New solutions and new hope
The authors offer insights into how humans can enhance the ability of an ecosystem to withstand the stress of drought through adaptations in resource management. During severe drought, tree mortality is higher in denser forest stands. By adjusting forestry practices, reducing basal areas in these denser stands, tree mortality can be mitigated. In the US state of Montana, they are finding ways to mimic the effects of beavers, which have been extirpated from many areas. Beaver dams slow down the flow of water and let it pool. The resulting wetlands replenish groundwater. “People can imitate the beaver dams by piling rocks in streams. It’s simple; it’s just stacking rocks. This makes the land work like a sponge, holding the water,” Crausbay says.
The authors also emphasize what they call ecosystem services: fisheries, tourism, erosion control, and other benefits provided by the natural world. Ensuring that the water needs of an ecosystem are taken into account and not viewed as a competing demand will help ensure that these ecosystem services will not suffer inordinately or disappear entirely because of a long-term or severe drought.
As longer and drier droughts become more prevalent, the National Climate Change and Wildlife Science Center notes that ecosystems that have been altered by humans are more vulnerable to the strains of drought than they previously were. As they look at different regions of the United States, they see shared challenges and challenges unique to each region—from “snow drought,” which includes decreased snowfall and a shorter snow season, in Alaska, to the Hawaii islands, where invasive species tend to be more fire-prone during droughts.

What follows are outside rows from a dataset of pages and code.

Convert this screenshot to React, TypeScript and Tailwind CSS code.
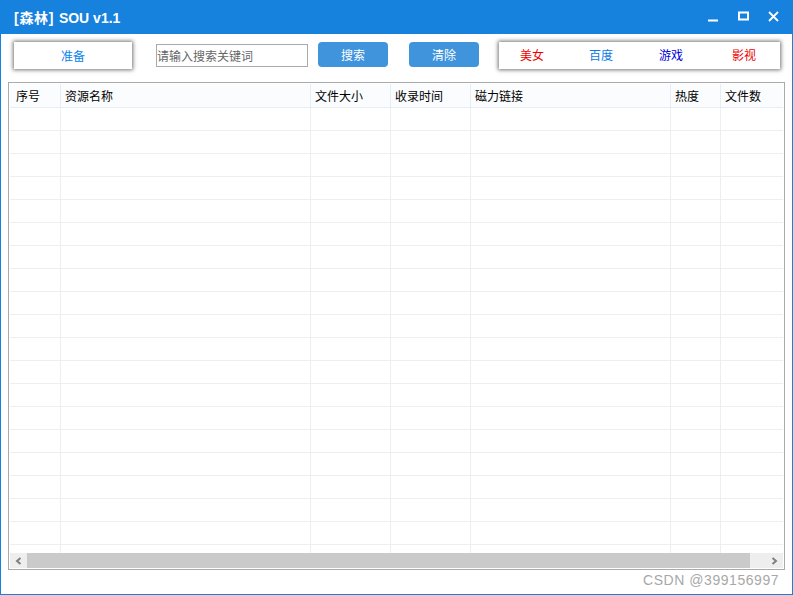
const cols = [
  { w: "w-[51px]", label: "序号", pl: "pl-[6px]" },
  { w: "w-[250px]", label: "资源名称", pl: "pl-[4px]" },
  { w: "w-[80px]", label: "文件大小", pl: "pl-[4px]" },
  { w: "w-[80px]", label: "收录时间", pl: "pl-[4px]" },
  { w: "w-[200px]", label: "磁力链接", pl: "pl-[4px]" },
  { w: "w-[50px]", label: "热度", pl: "pl-[4px]" },
  { w: "w-[65px]", label: "文件数", pl: "pl-[4px]" },
];
const rows = Array.from({ length: 20 }, (_, i) => i);
const font = { fontFamily: '"Noto Sans CJK SC", "Liberation Sans", sans-serif' };

function Chevron({ dir }: { dir: "l" | "r" }) {
  return (
    <svg width="8" height="8" viewBox="0 0 8 8" fill="none" stroke="#808080" strokeWidth="2">
      <path d={dir === "l" ? "M5.5 1 L2 4 L5.5 7" : "M2.5 1 L6 4 L2.5 7"} />
    </svg>
  );
}

export default function App() {
  return (
    <div
      className="relative w-[793px] h-[595px] flex flex-col bg-white border border-[#1781de] overflow-hidden"
      style={font}
    >
      <div className="h-[33px] shrink-0 bg-[#1781de] flex items-center justify-between text-white">
        <div className="pl-[13px] text-[14px] font-bold leading-none whitespace-pre" style={{ fontFamily: '"Liberation Sans", "Noto Sans CJK SC", sans-serif' }}>
          <span className="tracking-[0.73px]">{"[森林] "}</span>
          <span>SOU v1.1</span>
        </div>
        <div className="flex items-center gap-[19px] pr-[13px] -mt-[2px]">
          <svg width="11" height="11" viewBox="0 0 11 11"><rect x="0" y="8.5" width="10" height="2" fill="#fff" /></svg>
          <svg width="11" height="11" viewBox="0 0 11 11" fill="none" stroke="#fff" strokeWidth="2"><rect x="1" y="1.5" width="9" height="7" /></svg>
          <svg width="11" height="11" viewBox="0 0 11 11" fill="none" stroke="#fff" strokeWidth="1.8"><path d="M1 1 L10 10 M10 1 L1 10" /></svg>
        </div>
      </div>

      <div className="h-[48px] shrink-0 flex items-start pl-[13px] pt-[8px]">
        <div className="w-[118px] h-[27px] flex items-center justify-center bg-white text-[#0a84ee] text-[12px] shadow-[0_0_4px_1px_rgba(0,0,0,0.55)]">
          准备
        </div>
        <div className="mt-[2px] ml-[24px] w-[152px] h-[23px] border border-[#aaaaaa] flex items-center text-[12px] text-[#666666]">
          请输入搜索关键词
        </div>
        <div className="ml-[10px] w-[70px] h-[25px] rounded-[4px] bg-[#3f94dc] flex items-center justify-center text-[12px] text-white">
          搜索
        </div>
        <div className="ml-[21px] w-[70px] h-[25px] rounded-[4px] bg-[#3f94dc] flex items-center justify-center text-[12px] text-white">
          清除
        </div>
        <div className="ml-[20px] w-[281px] h-[27px] flex items-center pl-[21px] bg-white text-[12px] shadow-[0_0_4px_1px_rgba(0,0,0,0.55)]">
          <div className="text-[#ee0000] -mt-[2px]">美女</div>
          <div className="ml-[45px] text-[#0a7ae6] -mt-[2px]">百度</div>
          <div className="ml-[46px] text-[#0000dd] -mt-[2px]">游戏</div>
          <div className="ml-[49px] text-[#ee0000] -mt-[2px]">影视</div>
        </div>
      </div>

      <div className="ml-[7px] w-[777px] h-[488px] border border-[#aaaaaa] flex flex-col p-[1px] bg-white">
        <div className="flex-1 overflow-hidden min-h-0">
          <div className="flex h-[24px] bg-[#fbfcfd] border-b border-[#e6edf6] text-[12px] text-black">
            {cols.map((c) => (
              <div key={c.label} className={`${c.w} ${c.pl} shrink-0 flex items-center border-r border-[#e6edf6] last:border-r-0`}>
                {c.label}
              </div>
            ))}
          </div>
          {rows.map((r) => (
            <div key={r} className="flex h-[23px] border-b border-[#eeeeee]">
              {cols.map((c) => (
                <div key={c.label} className={`${c.w} shrink-0 border-r border-[#eeeeee] last:border-r-0`} />
              ))}
            </div>
          ))}
        </div>
        <div className="h-[15px] shrink-0 flex bg-[#eeeeee]">
          <div className="w-[17px] flex items-center justify-center"><Chevron dir="l" /></div>
          <div className="w-[723px] bg-[#cacaca]" />
          <div className="flex-1 flex items-center justify-end pr-[5px]"><Chevron dir="r" /></div>
        </div>
      </div>

      <div
        className="absolute left-[642px] top-[571px] text-[14px] leading-[16px] tracking-[0.55px] text-[#a8a8a8]"
        style={{ fontFamily: '"Liberation Sans", sans-serif' }}
      >
        CSDN @399156997
      </div>
    </div>
  );
}
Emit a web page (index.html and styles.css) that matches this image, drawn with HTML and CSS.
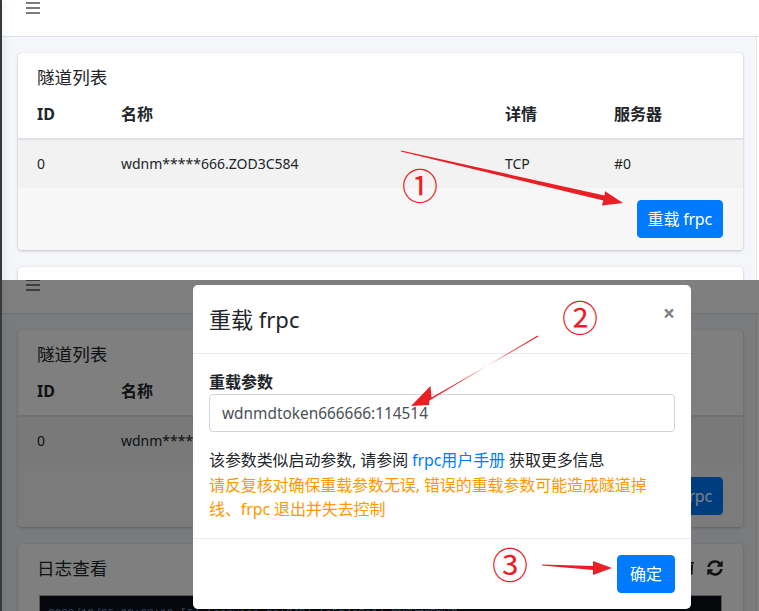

The researchers see many challenges ahead, but by recognizing this new development with drought they also see opportunities. Stakeholders such as ranchers, farmers, and city planners are coming together with environmental planners and policy makers and acknowledging their mutual interests in addressing this greater problem. “It’s great to see these communities working together and not competing against each other,” says Crausbay. “It’s great to see the power of people coming together.”